Jeremy Barnes è certamente un personaggio eclettico e dopo i Neutral Milk Hotel eccolo qui in un'altra produzione di tipo decisamente differente. Nei A Hawk And A Hacksaw ciò che risalta è l'aspetto "folk" nel senso più generale, non sempre geograficamente caratterizzato, anche se con una prevalenza di atmosfera balcanica.
Gli strumenti utilizzati sono fisarmonica, fiati, archi e pianoforte, con Barnes alla fisa che riesce a suonare senza cadere nel tango neanche una volta, cosa difficilissima, a non emanare afrori sudamericani, a non allontanarsi mai dall'Europa. Una magica atmosfera che sembra rubata alle Danze Slave di Dvorak ma meno intonata ed armonica; che ricorda frammenti di suoni disomogenei di bambini fisarmonicisti nei sottopassaggi delle stazioni o nei metro. È difficile non farsi venire in mente Goran Bregovic o le geografie di Kusturica, ma la somiglianza è meno forte di quanto si possa immaginare, forse perchè l'uso degli archi è meno incisivo, e c'è un banjo che si affaccia ogni tanto.

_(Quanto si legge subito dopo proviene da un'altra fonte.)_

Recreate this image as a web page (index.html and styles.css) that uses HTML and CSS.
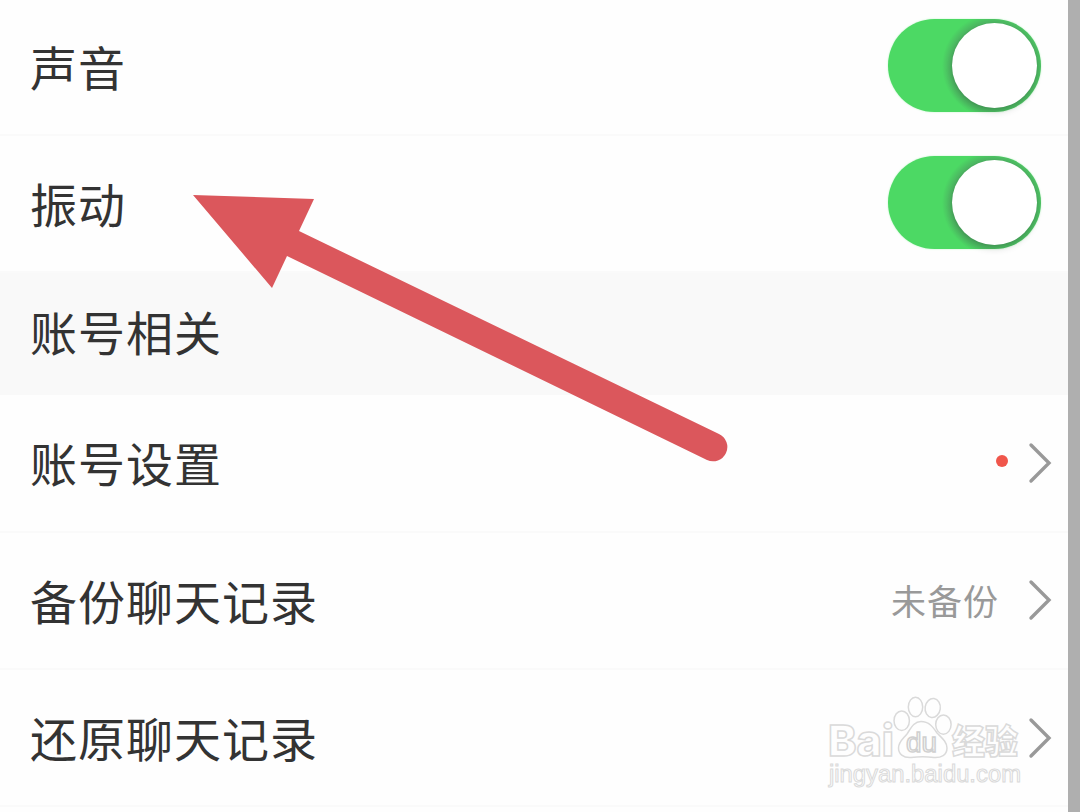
FILE: index.html
```html
<!DOCTYPE html>
<html lang="zh-CN">
<head>
    <meta charset="UTF-8">
    <meta name="viewport" content="width=device-width, initial-scale=1.0">
    <title>设置</title>
    <link rel="stylesheet" href="styles.css">
</head>
<body>
    <div class="page">
        <ul class="list">
            <li class="first">
                <span class="name">声音</span>
                <div class="switch"><i></i></div>
            </li>
            <li>
                <span class="name">振动</span>
                <div class="switch"><i></i></div>
            </li>
            <li class="title">
                <span class="name">账号相关</span>
            </li>
            <li>
                <span class="name">账号设置</span>
                <span class="dot"></span>
                <svg class="more" width="24" height="42" viewBox="0 0 24 42"><path d="M3 3L21 21L3 39"/></svg>
            </li>
            <li>
                <span class="name">备份聊天记录</span>
                <span class="state">未备份</span>
                <svg class="more" width="24" height="42" viewBox="0 0 24 42"><path d="M3 3L21 21L3 39"/></svg>
            </li>
            <li>
                <span class="name">还原聊天记录</span>
                <svg class="more" width="24" height="42" viewBox="0 0 24 42"><path d="M3 3L21 21L3 39"/></svg>
            </li>
        </ul>
    </div>

    <!-- 箭头 -->
    <svg class="arrow" width="540" height="272" viewBox="190 192 540 272">
        <path d="M193 195L314 199L299 231L719 434A13.8 13.8 0 0 1 707 460L287 256L272 288Z"/>
    </svg>

    <!-- 水印 -->
    <svg class="mark" width="210" height="100" viewBox="820 692 210 100">
        <text class="logo" x="828" y="756" textLength="66" lengthAdjust="spacingAndGlyphs">Bai</text>
        <ellipse cx="901.7" cy="720.7" rx="7.7" ry="9.8"/>
        <ellipse cx="915.5" cy="707" rx="7.2" ry="9.7"/>
        <ellipse cx="932.7" cy="708" rx="7.6" ry="9.5" transform="rotate(8 932.7 708)"/>
        <ellipse cx="943.4" cy="724.6" rx="7.7" ry="9.6"/>
        <path d="M921 721.5C929 721.5 933 727 937 733C942 738 947 742 947 748C947 755 941 758 934 757.5C927 756.5 918 756.5 911 757.5C903 758 898.500 754 898.500 748C898.500 742 903 739 907 734C911 728 914 721.5 921 721.5Z"/>
        <text class="du" x="906" y="752" textLength="31" lengthAdjust="spacingAndGlyphs">du</text>
        <text class="cn" x="952" y="754" textLength="66" lengthAdjust="spacingAndGlyphs">经验</text>
        <text class="url" x="829" y="782" textLength="192" lengthAdjust="spacingAndGlyphs">jingyan.baidu.com</text>
    </svg>
</body>
</html>
```
FILE: styles.css
```css
*{
    margin: 0;
    padding: 0;
}
body{
    height: 812px;
    overflow: hidden;
    background-color: #afafaf;
    font-family: "Noto Sans CJK SC", sans-serif;
}
.page{
    width: 1068px;
    height: 812px;
    background-color: #fefefe;
}
.list{
    list-style: none;
}
.list>li{
    display: flex;
    align-items: center;
    height: 137.3px;
    padding: 0 16px 0 30px;
    box-sizing: border-box;
    border-bottom: 2px solid #fafafa;
}
.list>.first{
    height: 136px;
    padding-bottom: 2px;
}
.list>.title{
    height: 122px;
    padding-bottom: 6px;
    background-color: #f9f9f9;
    border-bottom: none;
}
.name{
    flex: 1;
    margin-bottom: 1px;
    color: #333;
    font-size: 47px;
    line-height: 70px;
    letter-spacing: 1px;
}
.switch{
    width: 153px;
    height: 93px;
    margin: 0 11px 2px 0;
    padding: 4px;
    box-sizing: border-box;
    border-radius: 47px;
    background-color: #4cd964;
    background-image: radial-gradient(circle at 106px 47px, #46a35a 41px, #4cb561 44px, #4cd964 52px);
    box-shadow: 0 0 2px #b9f5c3;
}
.switch i{
    display: block;
    width: 85px;
    height: 85px;
    margin-left: 60px;
    border-radius: 50%;
    background-color: #fff;
    box-shadow: 0 5px 6px rgba(0, 0, 0, .1);
}
.dot{
    width: 12px;
    height: 12px;
    margin: 0 20px 3px 0;
    border-radius: 50%;
    background-color: #f0564b;
}
.state{
    margin: 0 29px 1px 0;
    color: #999;
    font-size: 35px;
    line-height: 52px;
    letter-spacing: 1px;
}
.more{
    fill: none;
    stroke: #999;
    stroke-width: 3.4;
    stroke-linecap: round;
}
.arrow{
    position: absolute;
    left: 190px;
    top: 192px;
    fill: #db575c;
}
.mark{
    position: absolute;
    left: 820px;
    top: 692px;
    fill: #fefefe;
    stroke: #dadada;
    stroke-width: 1.5;
}
.logo{
    font: 800 43px Inter, sans-serif;
}
.du{
    font: 27px "Liberation Sans", sans-serif;
    stroke: #d0d0d0;
}
.cn{
    font: 900 34px "Noto Sans CJK SC", sans-serif;
}
.url{
    font: 23px "Liberation Sans", sans-serif;
    stroke-width: 1;
}
```
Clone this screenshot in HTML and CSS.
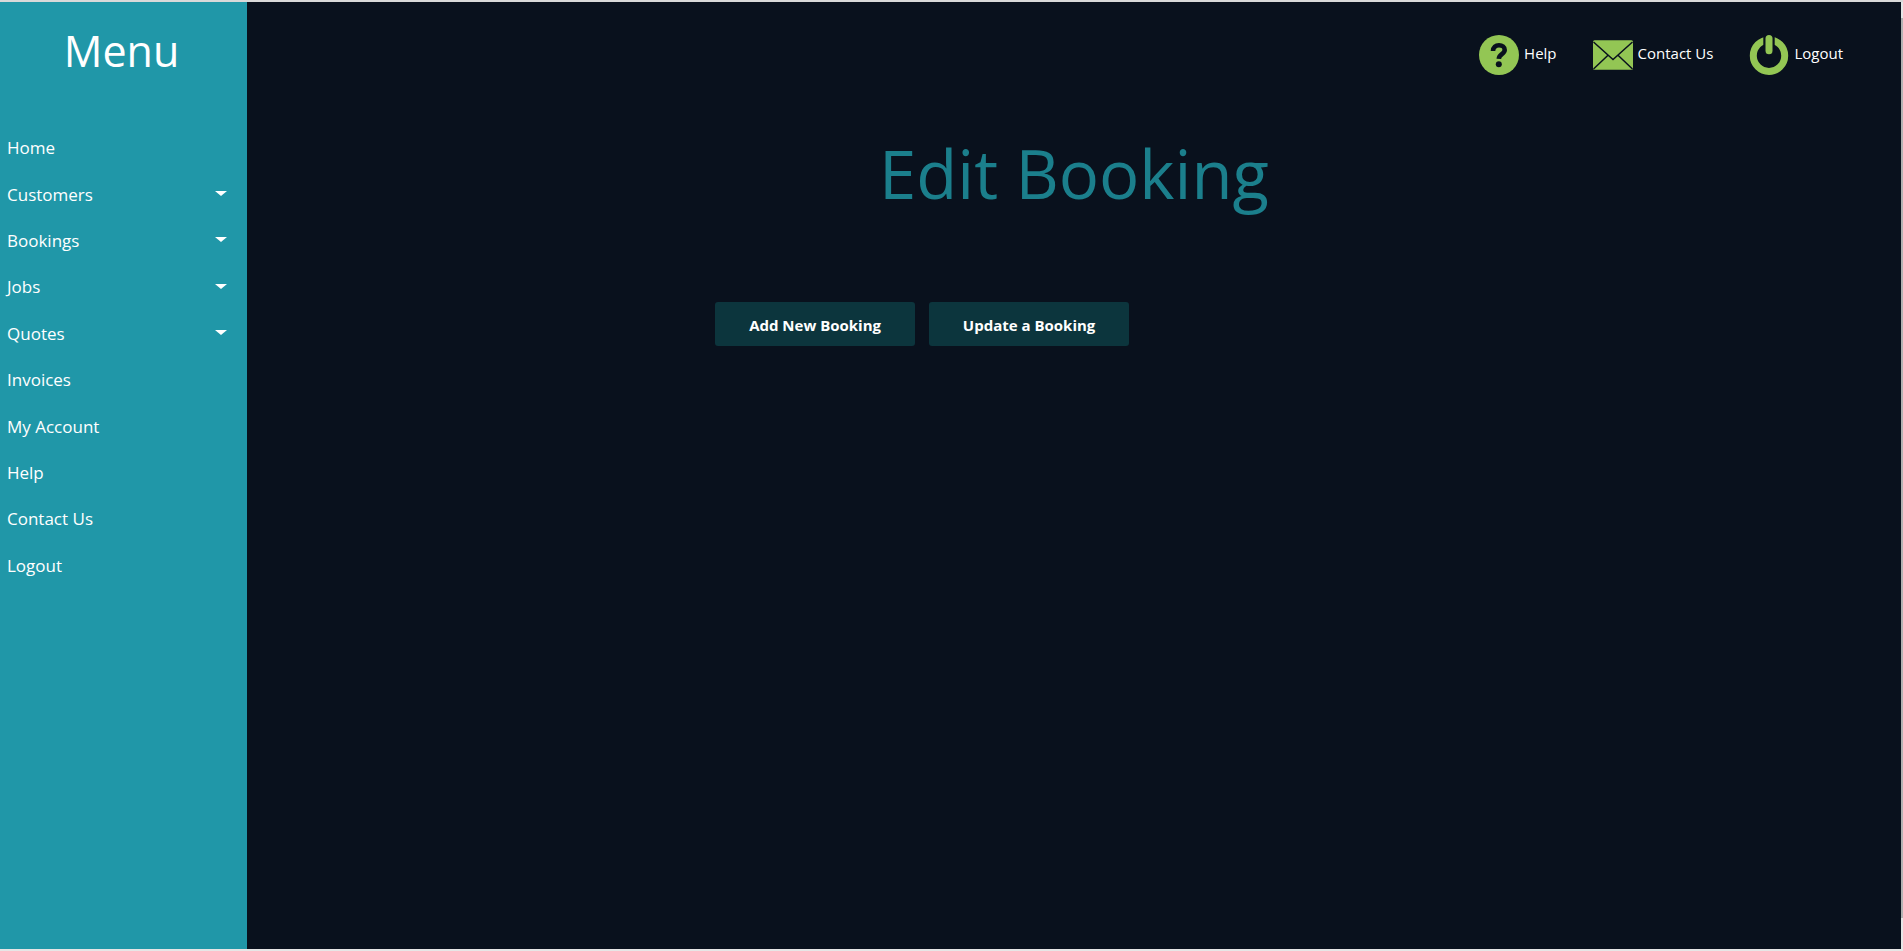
FILE: index.html
```html
<!DOCTYPE html>
<html lang="en">
<head>
<meta charset="utf-8">
<title>Edit Booking</title>
<meta name="viewport" content="width=device-width, initial-scale=1">
<link rel="stylesheet" href="styles.css">
</head>
<body>
<div class="app">
  <aside class="sidebar">
    <h2 class="sidebar-title">Menu</h2>
    <nav class="side-nav" aria-label="Main menu">
      <a class="side-link" href="#">Home</a>
      <a class="side-link has-menu" href="#">Customers</a>
      <a class="side-link has-menu" href="#">Bookings</a>
      <a class="side-link has-menu" href="#">Jobs</a>
      <a class="side-link has-menu" href="#">Quotes</a>
      <a class="side-link" href="#">Invoices</a>
      <a class="side-link" href="#">My Account</a>
      <a class="side-link" href="#">Help</a>
      <a class="side-link" href="#">Contact Us</a>
      <a class="side-link" href="#">Logout</a>
    </nav>
  </aside>
  <main class="content">
    <nav class="top-nav" aria-label="Account">
      <a class="top-link" href="#">
        <svg class="top-icon" viewBox="0 0 40 40" aria-hidden="true">
          <circle class="icon-fill" cx="20" cy="20" r="20"/>
          <path class="icon-cut" stroke-width="4.600" d="M14 16c0.200-3.700 2.600-5.700 6-5.700 3.300 0 5.700 1.900 5.700 4.700 0 4.200-5.700 4.200-5.900 8.800"/>
          <circle class="icon-hole" cx="19.800" cy="29.300" r="3"/>
        </svg>
        <span>Help</span>
      </a>
      <a class="top-link" href="#">
        <svg class="top-icon" viewBox="0 0 40 40" aria-hidden="true">
          <rect class="icon-fill" x="0" y="5.300" width="40" height="29.400" rx="1.500"/>
          <path class="icon-cut" stroke-width="1.500" d="M0.500 7 L20 24.500 L39.500 7 M0.500 34 L15 20.200 M39.500 34 L25 20.200"/>
        </svg>
        <span>Contact Us</span>
      </a>
      <a class="top-link" href="#">
        <svg class="top-icon" viewBox="0 0 40 40" aria-hidden="true">
          <circle class="icon-ring" cx="20" cy="20.700" r="15.700"/>
          <rect class="icon-hole" x="14.300" y="0" width="11.400" height="18"/>
          <path class="icon-bar" d="M20 3.500 V15.800"/>
        </svg>
        <span>Logout</span>
      </a>
    </nav>
    <h1 class="page-title">Edit Booking</h1>
    <div class="actions">
      <button class="action" type="button">Add New Booking</button>
      <button class="action" type="button">Update a Booking</button>
    </div>
  </main>
  <div class="scroll-track"><div class="scroll-thumb"></div></div>
</div>
</body>
</html>
```
FILE: styles.css
```css
* {
  box-sizing: border-box;
}

body {
  margin: 0;
  background: #e6e6e6;
  color: #fff;
  font-family: "Segoe UI", "Open Sans", "Noto Sans", sans-serif;
}

a {
  color: inherit;
  text-decoration: none;
}

.app {
  display: flex;
  min-height: 100vh;
  border-top: 2px solid #d9d9d9;
  border-bottom: 2px solid #e6e6e6;
}

.sidebar {
  flex: 0 0 247px;
  background: #2097a8;
}

.sidebar-title {
  margin: 0;
  padding: 19px 4px 44px 0;
  font-size: 43px;
  font-weight: 400;
  line-height: 60px;
  text-align: center;
}

.side-nav {
  display: grid;
  grid-auto-rows: 1fr;
  min-height: 464px;
}

.side-link {
  display: flex;
  align-items: center;
  justify-content: space-between;
  padding: 0 20px 0 7px;
  font-size: 17px;
  line-height: 24px;
}

.has-menu::after {
  content: "";
  margin-bottom: 2px;
  border: 5px solid transparent;
  border-width: 5px 6px 0;
  border-top-color: #fff;
}

.content {
  flex: 1;
  background: #09111d;
}

.top-nav {
  display: flex;
  justify-content: flex-end;
  gap: 36px;
  padding: 33px 58px 0 0;
}

.top-link {
  display: flex;
  align-items: center;
  gap: 5px;
  font-size: 15px;
  line-height: 20px;
}

.top-link span {
  padding-bottom: 4px;
}

.top-icon {
  width: 40px;
  height: 40px;
}

.icon-fill {
  fill: #93c654;
}

.icon-hole {
  fill: #09111d;
}

.icon-cut {
  fill: none;
  stroke: #09111d;
}

.icon-ring {
  fill: none;
  stroke: #93c654;
  stroke-width: 7;
}

.icon-bar {
  fill: none;
  stroke: #93c654;
  stroke-width: 7;
  stroke-linecap: round;
}

.page-title {
  margin: 50px 0 0;
  color: #1b7f8c;
  font-size: 67px;
  font-weight: 400;
  line-height: 96px;
  text-align: center;
}

.actions {
  display: flex;
  gap: 14px;
  padding: 81px 0 0 28.3%;
}

.action {
  width: 200px;
  padding: 12px 8px 10px;
  border: 0;
  border-radius: 3px;
  background: #0c353d;
  color: #fff;
  font: inherit;
  font-size: 15px;
  font-weight: 700;
  line-height: 22px;
}

.scroll-track {
  flex: 0 0 2px;
  padding: 16px 0 31px;
  display: flex;
  background: #e6e6e6;
}

.scroll-thumb {
  flex: 1;
  background: #b4b4b4;
}
```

Non descrivo le singole tracce perché nell'ascolto nessuna mi ha colpito particolarmente, forse la brevissima numero nove è quella che si discosta di più dalle situazioni finora descritte, con un dolcissimo canto accompagnato da pianoforte, ma l'episodio viene annullato dalla successiva traccia "Wicky Pocky" che ci riporta immediatamente nel gioioso (ci si augura) dopo cena di un campo rom. Meno "balcanico" anche "Portlandtown" pezzo che chiude il disco con una specie di filastrocca di sapore più "celtico". Un disco godibile che non aspira a diventare un capolavoro.